* What this task involves
State how many lines contain "React", and write nothing except that count.

* Material
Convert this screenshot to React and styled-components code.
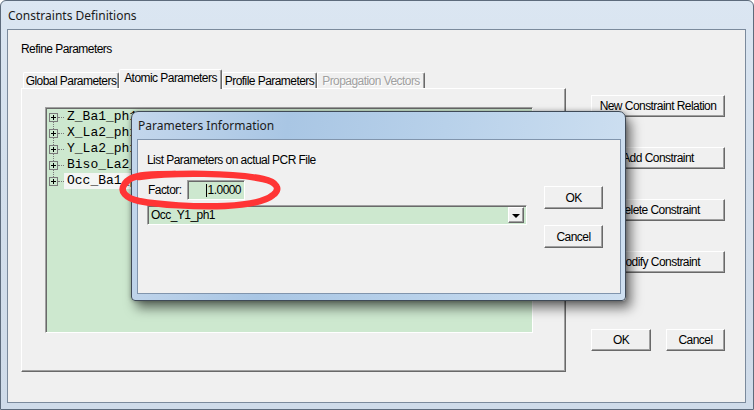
import React from 'react';
import styled, { createGlobalStyle } from 'styled-components';

const GlobalStyle = createGlobalStyle`
  html, body {
    margin: 0;
    padding: 0;
    background: #ffffff;
  }
  * {
    box-sizing: border-box;
  }
`;

const uiFont = `"Liberation Sans", Arial, sans-serif`;

const Window = styled.div`
  position: relative;
  width: 754px;
  height: 410px;
  display: flex;
  flex-direction: column;
  background: linear-gradient(180deg, #dbe6f2 0%, #d3dfec 40%, #cfdbe9 100%);
  border: 1px solid #5d6b7c;
  border-radius: 6px 6px 0 0;
  overflow: hidden;
  font-family: ${uiFont};
  font-size: 12px;
  letter-spacing: -0.55px;
  color: #000;
`;

const TitleBar = styled.div`
  height: 28px;
  flex-shrink: 0;
  display: flex;
  align-items: center;
  padding-left: 7px;
  font-family: "Noto Sans", "Open Sans", sans-serif;
  font-size: 12px;
  letter-spacing: 0;
  color: #1b1b1b;
`;

const Client = styled.div`
  flex: 1;
  margin: 0 7px 6px 6px;
  border: 1px solid #7b8a9c;
  background: #f0f0f0;
  padding: 12px 0 0 13px;
  display: flex;
  flex-direction: column;
`;

const GroupLabel = styled.div`
  height: 14px;
  line-height: 14px;
`;

const MainRow = styled.div`
  margin-top: 13px;
  display: flex;
  height: 303px;
`;

const TabArea = styled.div`
  width: 545px;
  display: flex;
  flex-direction: column;
`;

const TabStrip = styled.div`
  height: 19px;
  display: flex;
  align-items: flex-end;
  padding-left: 2px;
  position: relative;
  z-index: 1;
`;

const Tab = styled.div`
  width: ${p => p.w}px;
  height: ${p => (p.active ? 20 : 16)}px;
  margin-bottom: ${p => (p.active ? -1 : 0)}px;
  background: #f0f0f0;
  border-top: 1px solid #ffffff;
  border-left: 1px solid #ffffff;
  border-right: 1px solid #696969;
  box-shadow: inset -1px 0 0 #a0a0a0;
  border-radius: 2px 2px 0 0;
  display: flex;
  align-items: center;
  justify-content: center;
  padding-bottom: ${p => (p.active ? 3 : 0)}px;
  color: ${p => (p.disabled ? '#a0a0a0' : '#000')};
  text-shadow: ${p => (p.disabled ? '1px 1px 0 #ffffff' : 'none')};
  white-space: nowrap;
  overflow: hidden;
`;

const TabPanel = styled.div`
  flex: 1;
  border-top: 1px solid #ffffff;
  border-left: 1px solid #ffffff;
  border-right: 1px solid #696969;
  border-bottom: 1px solid #696969;
  box-shadow: inset -1px -1px 0 #a0a0a0;
  padding: 18px 0 0 23px;
`;

const Tree = styled.div`
  width: 488px;
  height: 226px;
  background: #cde8cf;
  border-top: 1px solid #a0a0a0;
  border-left: 1px solid #a0a0a0;
  border-right: 1px solid #ffffff;
  border-bottom: 1px solid #ffffff;
  box-shadow: inset 1px 1px 0 #696969;
  padding: 1px 0 0 3px;
`;

const TreeItems = styled.div`
  position: relative;
  display: flex;
  flex-direction: column;

  &::before {
    content: '';
    position: absolute;
    left: 4px;
    top: 8px;
    bottom: 8px;
    border-left: 1px dotted #7a7a7a;
  }
`;

const TreeRow = styled.div`
  height: 16px;
  display: flex;
  align-items: center;
  position: relative;
`;

const Expander = styled.span`
  width: 9px;
  height: 9px;
  border: 1px solid #7a7a7a;
  background: #cde8cf;
  position: relative;
  flex-shrink: 0;

  &::before {
    content: '';
    position: absolute;
    left: 1px;
    top: 3px;
    width: 5px;
    height: 1px;
    background: #000;
  }
  &::after {
    content: '';
    position: absolute;
    left: 3px;
    top: 1px;
    width: 1px;
    height: 5px;
    background: #000;
  }
`;

const Stub = styled.span`
  width: 6px;
  border-top: 1px dotted #7a7a7a;
  flex-shrink: 0;
`;

const NodeLabel = styled.span`
  font-family: "Liberation Mono", "DejaVu Sans Mono", monospace;
  font-size: 13px;
  letter-spacing: 0;
  line-height: 16px;
  padding: 0 3px;
  background: ${p => (p.selected ? '#f4f6f4' : 'transparent')};
  white-space: nowrap;
`;

const SideColumn = styled.div`
  margin-left: 25px;
  width: 134px;
  padding-top: 26px;
  display: flex;
  flex-direction: column;
  gap: 30px;
`;

const Button = styled.button`
  width: ${p => p.w || 134}px;
  height: ${p => p.h || 22}px;
  padding: 0;
  background: #f0f0f0;
  font-family: ${uiFont};
  font-size: 12px;
  letter-spacing: -0.55px;
  color: #000;
  border-top: 1px solid #ffffff;
  border-left: 1px solid #ffffff;
  border-right: 1px solid #696969;
  border-bottom: 1px solid #696969;
  box-shadow: inset -1px -1px 0 #a0a0a0;
  white-space: nowrap;
  cursor: default;
`;

const FooterButtons = styled.div`
  margin-top: auto;
  margin-bottom: 21px;
  display: flex;
  gap: 15px;
`;

/* the modal dialog floating over the main window */
const Dialog = styled.div`
  position: absolute;
  left: 130px;
  top: 110px;
  width: 495px;
  height: 190px;
  display: flex;
  flex-direction: column;
  border: 1px solid #3f4a57;
  border-radius: 7px 7px 4px 4px;
  background: linear-gradient(100deg, #c4d7ec 0%, #a9c6e4 30%, #b8d1ea 60%, #cfe0f1 100%);
  box-shadow: 5px 7px 12px rgba(0, 0, 0, 0.55), 0 0 4px rgba(0, 0, 0, 0.3);
  z-index: 5;
`;

const DialogTitle = styled.div`
  height: 27px;
  flex-shrink: 0;
  display: flex;
  align-items: center;
  padding-left: 6px;
  font-family: "Noto Sans", "Open Sans", sans-serif;
  font-size: 12px;
  letter-spacing: 0;
  color: #1b1b1b;
`;

const DialogClient = styled.div`
  flex: 1;
  margin: 0 4px 6px 5px;
  border: 1px solid #8195ad;
  background: #f0f0f0;
  display: flex;
  padding: 13px 0 0 9px;
`;

const DialogMain = styled.div`
  width: 380px;
  display: flex;
  flex-direction: column;
`;

const InfoText = styled.div`
  height: 14px;
  line-height: 14px;
`;

const FactorRow = styled.div`
  margin-top: 13px;
  display: flex;
  align-items: center;
  height: 20px;
`;

const FactorLabel = styled.span`
  width: 40px;
  padding-left: 1px;
`;

const Field = styled.div`
  height: 20px;
  background: #cde8cf;
  border-top: 1px solid #a0a0a0;
  border-left: 1px solid #a0a0a0;
  border-right: 1px solid #ffffff;
  border-bottom: 1px solid #ffffff;
  box-shadow: inset 1px 1px 0 #696969;
  display: flex;
  align-items: center;
`;

const FactorInput = styled(Field)`
  width: 58px;
  justify-content: flex-end;
  padding-right: 3px;
`;

const Caret = styled.span`
  width: 1px;
  height: 13px;
  background: #000;
  margin-right: 1px;
`;

const Combo = styled(Field)`
  margin-top: 5px;
  width: 380px;
  padding: 0 2px 0 3px;
  justify-content: space-between;
`;

const DropButton = styled.span`
  width: 16px;
  height: 16px;
  background: #f0f0f0;
  border-top: 1px solid #ffffff;
  border-left: 1px solid #ffffff;
  border-right: 1px solid #696969;
  border-bottom: 1px solid #696969;
  box-shadow: inset -1px -1px 0 #a0a0a0;
  display: flex;
  align-items: center;
  justify-content: center;

  &::after {
    content: '';
    border-left: 4px solid transparent;
    border-right: 4px solid transparent;
    border-top: 4px solid #000;
    margin-top: 1px;
  }
`;

const DialogButtons = styled.div`
  margin-left: 17px;
  padding-top: 33px;
  display: flex;
  flex-direction: column;
  gap: 16px;
`;

const Annotation = styled.svg`
  position: absolute;
  left: 114px;
  top: 164px;
  z-index: 10;
  pointer-events: none;
`;

const treeNodes = ['Z_Ba1_ph1', 'X_La2_ph1', 'Y_La2_ph1', 'Biso_La2_ph1', 'Occ_Ba1_ph1'];
const tabs = [
  { label: 'Global Parameters', w: 96 },
  { label: 'Atomic Parameters', w: 103, active: true },
  { label: 'Profile Parameters', w: 95 },
  { label: 'Propagation Vectors', w: 108, disabled: true },
];

export default function App() {
  return (
    <>
      <GlobalStyle />
      <Window>
        <TitleBar>Constraints Definitions</TitleBar>
        <Client>
          <GroupLabel>Refine Parameters</GroupLabel>
          <MainRow>
            <TabArea>
              <TabStrip>
                {tabs.map(t => (
                  <Tab key={t.label} w={t.w} active={t.active} disabled={t.disabled}>
                    {t.label}
                  </Tab>
                ))}
              </TabStrip>
              <TabPanel>
                <Tree>
                  <TreeItems>
                    {treeNodes.map((n, i) => (
                      <TreeRow key={n}>
                        <Expander />
                        <Stub />
                        <NodeLabel selected={i === treeNodes.length - 1}>{n}</NodeLabel>
                      </TreeRow>
                    ))}
                  </TreeItems>
                </Tree>
              </TabPanel>
            </TabArea>
            <SideColumn>
              <Button>New Constraint Relation</Button>
              <Button>Add Constraint</Button>
              <Button>Delete Constraint</Button>
              <Button>Modify Constraint</Button>
              <FooterButtons>
                <Button w={60}>OK</Button>
                <Button w={59}>Cancel</Button>
              </FooterButtons>
            </SideColumn>
          </MainRow>
        </Client>

        <Dialog>
          <DialogTitle>Parameters Information</DialogTitle>
          <DialogClient>
            <DialogMain>
              <InfoText>List Parameters on actual PCR File</InfoText>
              <FactorRow>
                <FactorLabel>Factor:</FactorLabel>
                <FactorInput>
                  <Caret />
                  1.0000
                </FactorInput>
              </FactorRow>
              <Combo>
                <span>Occ_Y1_ph1</span>
                <DropButton />
              </Combo>
            </DialogMain>
            <DialogButtons>
              <Button w={59} h={23}>OK</Button>
              <Button w={59} h={23}>Cancel</Button>
            </DialogButtons>
          </DialogClient>
        </Dialog>

        <Annotation width="170" height="50" viewBox="0 0 170 50">
          <path
            d="M 24 12 C 60 7, 120 8, 148 14 C 162 17, 166 24, 158 30 C 150 37, 130 40, 110 41 C 80 42, 45 40, 24 36 C 10 33, 5 26, 9 20 C 12 14, 20 11, 30 10 C 42 9, 52 9, 60 9"
            fill="none"
            stroke="#ff3535"
            strokeWidth="6.5"
            strokeLinecap="round"
            strokeLinejoin="round"
          />
        </Annotation>
      </Window>
    </>
  );
}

* Solution
2